Conlow thanks Romano’s for being a kind neighbor.
I’ve been gassing up at Romano’s on Chester Avenue for a long time, since the days when “five a’ regular” got you what “twenty ’a regular” gets you today. Through all the years, I’ve found the young people working the pumps unfailingly friendly, helpful and courteous. It’s my habit when I stop there to get out, remove the gas cap and shoot the breeze with whoever is working the pump, then replace the cap.
Pump-side conversations can range from weather to sports to cranberry cultivation to voter turnout at the firehouse across the street. Once, I regaled the attendant with a blow-by-blow account of how I killed a mouse (a tale of a mercy killing combining cartoon slapstick with slasher-movie violence).
Not long ago, I discovered my gas cap was missing. I probably yammered myself to distraction at Romano’s and forgot to replace it. Since my car, like me, is of a certain age, I anticipated a hassle finding a replacement.

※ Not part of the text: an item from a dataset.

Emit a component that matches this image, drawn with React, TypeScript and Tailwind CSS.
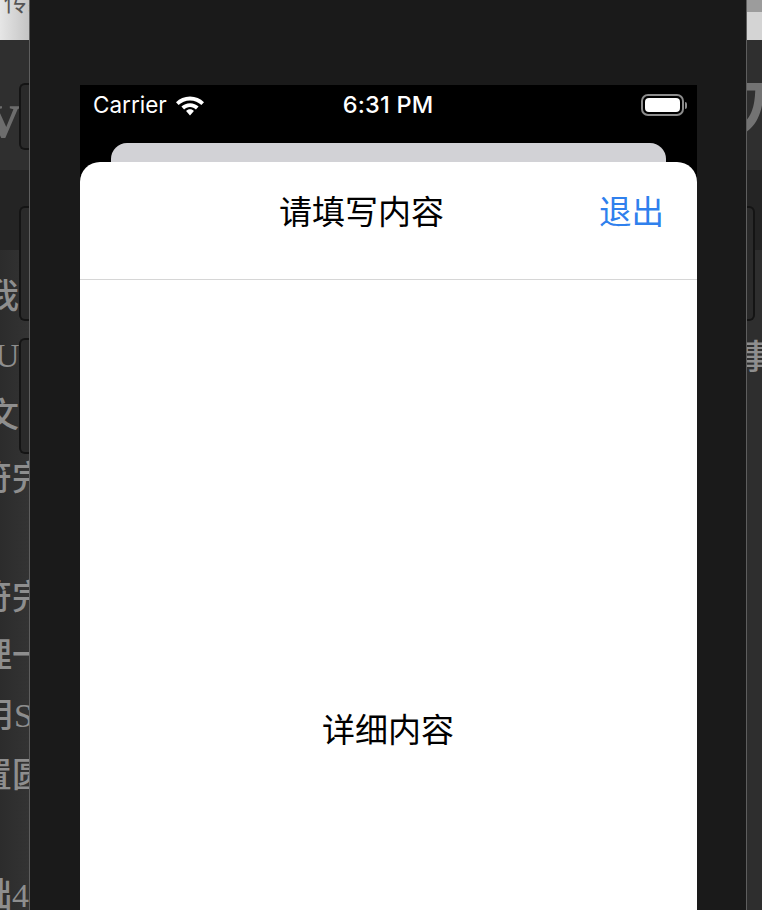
const serif = { fontFamily: '"Liberation Serif", "Noto Sans CJK SC", serif' };

function Handle({ className }: { className: string }) {
  return <div className={`absolute rounded-l-[6px] border-2 border-r-0 border-[#141414] bg-[#2a2a2a] ${className}`} />;
}

function LeftLine({ text, className }: { text: string; className: string }) {
  return (
    <div className={`flex items-center overflow-hidden whitespace-nowrap text-[34px] font-medium text-[#8e8e8e] ${className}`}>
      <span className="shrink-0">{text}</span>
    </div>
  );
}

function LeftStrip() {
  return (
    <div className="relative w-[30px] shrink-0 h-full overflow-hidden border-r border-[#5e5e5e] bg-[#2e2e2e]" style={serif}>
      <div className="h-[40px] bg-gradient-to-r from-[#e6e6e6] to-[#c4c4c4] overflow-hidden">
        <div className="-mt-[9px] pl-[4px] text-[24px] leading-[24px] text-[#555] whitespace-nowrap">传统</div>
      </div>
      <div className="h-[130px] flex justify-end overflow-hidden bg-[#2f2f2f] pt-[40px] pr-[9px]">
        <span className="text-[68px] font-bold text-[#6d6d6d] leading-none">bv</span>
      </div>
      <div className="h-[80px] bg-[#242424]" />
      <div className="bg-gradient-to-r from-[#2c2c2c] to-[#333] pt-[17px]">
        <LeftLine text="我" className="h-[59px] -ml-[15px]" />
        <LeftLine text="U" className="h-[58px] -ml-[5px]" />
        <LeftLine text="文" className="h-[62px] -ml-[15px]" />
        <LeftLine text="符完" className="h-[64px] -ml-[22px]" />
        <div className="h-[57px]" />
        <LeftLine text="符完" className="h-[60px] -ml-[22px]" />
        <LeftLine text="理一" className="h-[56px] -ml-[22px]" />
        <LeftLine text="用S" className="h-[64px] -ml-[20px]" />
        <LeftLine text="置圆" className="h-[56px] -ml-[22px]" />
        <div className="h-[62px]" />
        <LeftLine text="础4" className="h-[60px] -ml-[22px]" />
      </div>
      <Handle className="left-[19px] top-[83px] h-[67px] w-[12px]" />
      <Handle className="left-[19px] top-[206px] h-[115px] w-[12px]" />
      <Handle className="left-[19px] top-[338px] h-[116px] w-[12px]" />
    </div>
  );
}

function RightStrip() {
  return (
    <div className="relative flex-1 h-full overflow-hidden border-l border-[#5e5e5e] bg-[#2e2e2e]" style={serif}>
      <div className="h-[12px] bg-[#9c9c9c]" />
      <div className="h-[28px] bg-[#d4d4d4]" />
      <div className="h-[130px] flex items-center overflow-hidden bg-[#2f2f2f]">
        <span className="-ml-[14px] mt-[8px] text-[62px] font-bold text-[#737373] leading-none whitespace-nowrap">刀</span>
      </div>
      <div className="h-[80px] bg-[#242424]" />
      <div className="pt-[86px] -ml-[8px] text-[34px] font-medium leading-[44px] text-[#8e8e8e] whitespace-nowrap">事</div>
      <div className="absolute -left-[2px] top-[206px] h-[115px] w-[10px] rounded-r-[6px] border-2 border-l-0 border-[#141414] bg-[#2a2a2a]" />
    </div>
  );
}

function StatusBar() {
  return (
    <div className="flex h-[40px] items-center justify-between px-[13px] text-white" style={{ fontFamily: 'Inter, sans-serif' }}>
      <div className="flex flex-1 items-center gap-[8px]">
        <span className="text-[22.5px] font-normal">Carrier</span>
        <svg width="30" height="22" viewBox="0 0 30 22" fill="white">
          <path d="M15 2.5C9.4 2.5 4.6 4.6 1 8.2l2.6 2.8C6.5 8.1 10.5 6.4 15 6.4s8.5 1.7 11.4 4.6L29 8.2C25.400 4.600 20.600 2.500 15 2.500z" />
          <path d="M15 9.200c-3.300 0-6.400 1.300-8.600 3.400l2.700 2.800c1.500-1.500 3.600-2.400 5.900-2.400s4.400.9 5.900 2.400l2.700-2.800c-2.200-2.100-5.300-3.400-8.600-3.400z" />
          <path d="M15 15.300c-1.500 0-2.900.6-3.900 1.600L15 21.500l3.900-4.600c-1-1-2.400-1.600-3.900-1.600z" />
        </svg>
      </div>
      <span className="-ml-[4px] text-[23.5px] font-medium tracking-[0.2px]">6:31 PM</span>
      <div className="flex flex-1 items-center justify-end -mr-[3px]">
        <div className="h-[22px] w-[43px] rounded-[7px] border-2 border-[#8c8c8c] p-[2px]">
          <div className="h-full w-full rounded-[4px] bg-white" />
        </div>
        <div className="ml-[1px] h-[7px] w-[2px] rounded-r-[2px] bg-[#8c8c8c]" />
      </div>
    </div>
  );
}

export default function App() {
  return (
    <div
      className="flex h-[910px] w-[762px] overflow-hidden bg-[#1a1a1a]"
      style={{ fontFamily: '"Noto Sans CJK SC", sans-serif' }}
    >
      <LeftStrip />

      {/* Simulator */}
      <div className="h-full w-[716px] shrink-0 bg-[#1a1a1a] px-[50px] pt-[85px]">
        <div className="h-[825px] w-[617px] overflow-hidden bg-black">
          <StatusBar />
          <div className="mx-[31px] mt-[18px] h-[19px] rounded-t-[16px] bg-[#d2d2d6]" />
          <div className="h-[748px] rounded-t-[20px] bg-white">
            <div className="flex h-[118px] items-center border-b border-[#d6d6d6] pl-[199px] pr-[33px] pb-[21px]">
              <span className="flex-1 text-[33px] leading-none text-black">请填写内容</span>
              <span className="text-[32.500px] leading-none text-[#2f80ed]">退出</span>
            </div>
            <div className="flex justify-center pt-[425px]">
              <span className="-ml-[1px] text-[33px] leading-[46px] text-black">详细内容</span>
            </div>
          </div>
        </div>
      </div>

      <RightStrip />
    </div>
  );
}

I pulled into Romano’s about a week later, ordered the usual and explained to the attendant that my gas cap was lost.
“Maybe this is it,” he said, reaching for a cap resting on top of the pump.
Sure enough, it fit. The attendants had saved it, no doubt waiting for me to reclaim it.
A good turn, no matter how small, is a boost to the spirit, a jolt of positivity in a world that so often seems relentlessly negative. So, thanks Romano’s for the jump. I would be remiss if I did not express my gratitude to the folks at Moorestown Hardware, Mill Street Tire and Flying Feather Farm, among others, who also have been consistently patient and helpful through the years. Thank you all. I can’t wait to tell you about the time I killed a mouse with my bare hands.